Son bölüm; “Piyasanın Güdümündeki Eros”. Vitrinin, görüntünün, imajın en önemli mesele haline geldiği günümüzde Eros’un ve aşkın giderek piyasa ekonomisinin emrine girmesi anlatılıyor. Bunun sonucu olarak, genç nüfusta patlayan imaj çılgınlığı, seks saplantısı, sadakatin, sevdanın giderek geri plana itilmesi, elbise değiştirir gibi sevgili değiştirmek  temaları bu bölümde işleniyor. Evlilik kurumunun bitmek bilmeyen artçı sarsıntılarına da bu bölümde değiniliyor.
 
Maço kültürü, feodal toplum yapısı, şiddet, tecavüz ve hepsinin karşısında can çekişen Eros… Can Dündar, her ne kadar merhametli bir dille anlatmak istese de Aşka Veda, şimdiye dek yazılmış en güçlü protesto kitaplarından biri olarak zihinlere kazınacak!
 
CAN DÜNDAR

16 Haziran 1961’de Ankara’da doğdu. 1982’de AÜ, SBF Basın- Yayın Yüksek Okulu’ndan mezun oldu. 1986’da İngiltere’de London School of Journalism’i bitirdi. 1988’de, ODTÜ Siyaset Bilimi ve Kamu Yönetimi Bölümü’nde Siyaset Bilimi dalında yüksek lisansını tamamladı. 1996’da aynı bölümde doktora derecesi aldı. 1979 yılından beri gazetecilik, belgesel yapımcılığı, TV programcılığı yaptı. 2001 yılından beri Milliyet gazetesinde köşe yazıları yazıyor. Kitapları: Demirkırat (M.A. Birand ve B. Çaplı’yla birlikte, 1991), Sarı Zeybek (1994), 12 Mart: İhtilalin Pençesinde Demokrasi, (M.A. Birand ve B. Çaplı’yla birlikte, 1994), Gölgedekiler (1995), Hayata ve Siyasete Dair (1995), Yağmurdan Sonra (1996), Ergenekon (Celal Kazdağlı’yla birlikte, 1997), Yârim Haziran (1998), Benim Gençliğim (1999), Köy Enstitüleri (2000), Nereye? (2001), Yaveri Atatürk’ü Anlatıyor: Salih Bozok’un Anıları (2001), Uzaklar (2002), Yükselen Bir Deniz (2002), Savaşta ne Yaptın Baba? (2003), Bir Yaşam İksiri: Dr.

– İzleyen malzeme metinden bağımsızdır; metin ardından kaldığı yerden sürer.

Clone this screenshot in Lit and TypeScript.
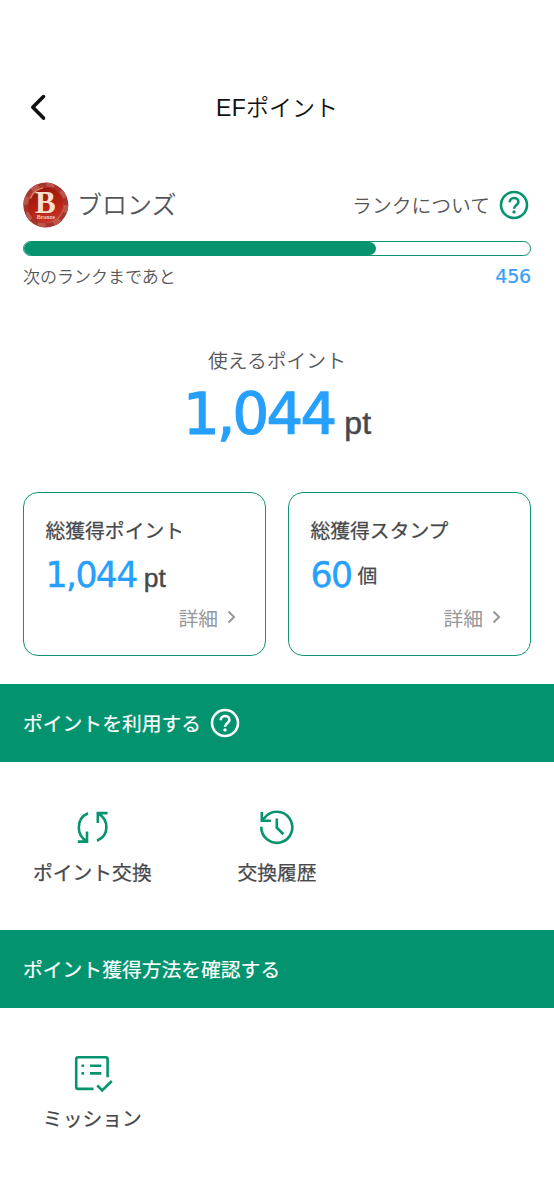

Nejat F. Eczacıbaşı (2003), Mustafa Kemal Aramızda, (Ülkem Özge Sevgilier’le birlikte, 2003), Büyülü Fener (2003), Duvar (Ege Dündar’la birlikte, 2003), Yıldızlar (2004), Sedat Alp: İlk Türk Hititoloğun Yaşam Öyküsü, (Fatma Sevinç’le birlikte (2004), Kırmızı Bisiklet (2005), Nâzım (2005), İlk Durak-İETT, (Nebil Özgentürk’le birlikte, 2005), Özel Arşivinden Belgeler ve Anılarıyla Vehbi Koç I. (2006), Yüzyılın Aşkları (2006), Karaoğlan, (Rıdvan Akar’la birlikte, 2006), İsmet Paşa, (Bülent Çaplı’yla birlikte, 2006), Yakamdaki Yüzler (2007), Ecevit ve Gizli Arşivi (Rıdvan Akar’la birlikte, 2008), Ben Böyle Veda Etmeliyim: İsmail Cem (2008), Özel Arşivinden Belgeler ve Anılarıyla Vehbi Koç II. (2008), Mustafa (2009), Anka Kuşu (2009), Lüsyen (2010), Canım Erdalım Sevgili Babacığım (2011).